* _Task goal_
Read the listing below and copy out every line that holds "React".

------------------------

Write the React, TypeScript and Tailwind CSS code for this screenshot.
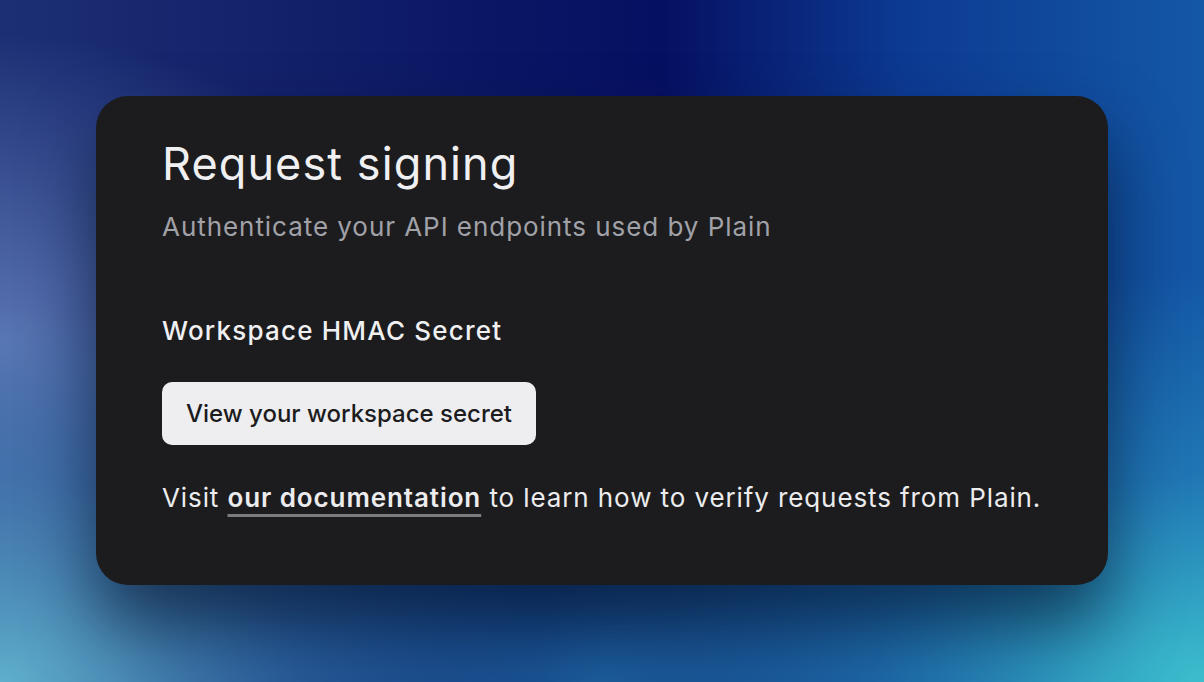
import React from "react";

const App = () => {
  return (
    <div className="relative h-[682px] w-[1204px] overflow-hidden bg-[linear-gradient(90deg,#1d2f74_0%,#0b1764_40%,#061062_55%,#0c3a92_75%,#1458a6_100%)] font-['Inter','Liberation_Sans',sans-serif]">
      <div className="absolute inset-0 bg-[radial-gradient(ellipse_35%_45%_at_0%_50%,rgba(110,140,200,0.75),transparent_100%)]" />
      <div className="absolute inset-0 bg-[radial-gradient(ellipse_55%_60%_at_100%_100%,rgba(60,190,205,1),rgba(40,140,190,0.6)_50%,transparent_100%)]" />
      <div className="absolute inset-0 bg-[radial-gradient(ellipse_45%_55%_at_0%_100%,rgba(95,175,205,1),rgba(70,140,190,0.5)_55%,transparent_100%)]" />
      <div className="absolute inset-0 bg-[radial-gradient(ellipse_40%_40%_at_50%_100%,rgba(30,100,160,0.9),transparent_100%)]" />

      <div className="relative px-[96px] pt-[96px]">
        <div className="h-[489px] rounded-[32px] bg-[#1c1c1e] px-[66px] pt-[42px] shadow-[0_40px_70px_rgba(5,20,45,0.65)]">
          <h1 className="text-[45px] leading-[52px] font-normal tracking-[1.1px] text-[#f0f0f2]">Request signing</h1>
          <p className="mt-[21px] text-[26px] leading-[32px] tracking-[0.95px] text-[#a1a1a8]">Authenticate your API endpoints used by Plain</p>

          <h2 className="mt-[72px] text-[26px] leading-[32px] font-medium tracking-[1.2px] text-[#f0f0f2]">Workspace HMAC Secret</h2>

          <button className="mt-[35px] h-[63px] rounded-[10px] bg-[#eeeef0] px-6 text-[24px] font-medium text-[#1c1c1e]">
            View your workspace secret
          </button>

          <p className="mt-[37px] text-[26px] leading-[32px] tracking-[0.9px] text-[#ececee]">
            Visit{" "}
            <a className="font-semibold underline decoration-[#7c7c80] decoration-[3px] underline-offset-[7px]">our documentation</a>{" "}
            to learn how to verify requests from Plain.
          </p>
        </div>
      </div>
    </div>
  );
};

export default App;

------------------------

* _Answer_
Write the React, TypeScript and Tailwind CSS code for this screenshot.
import React from "react";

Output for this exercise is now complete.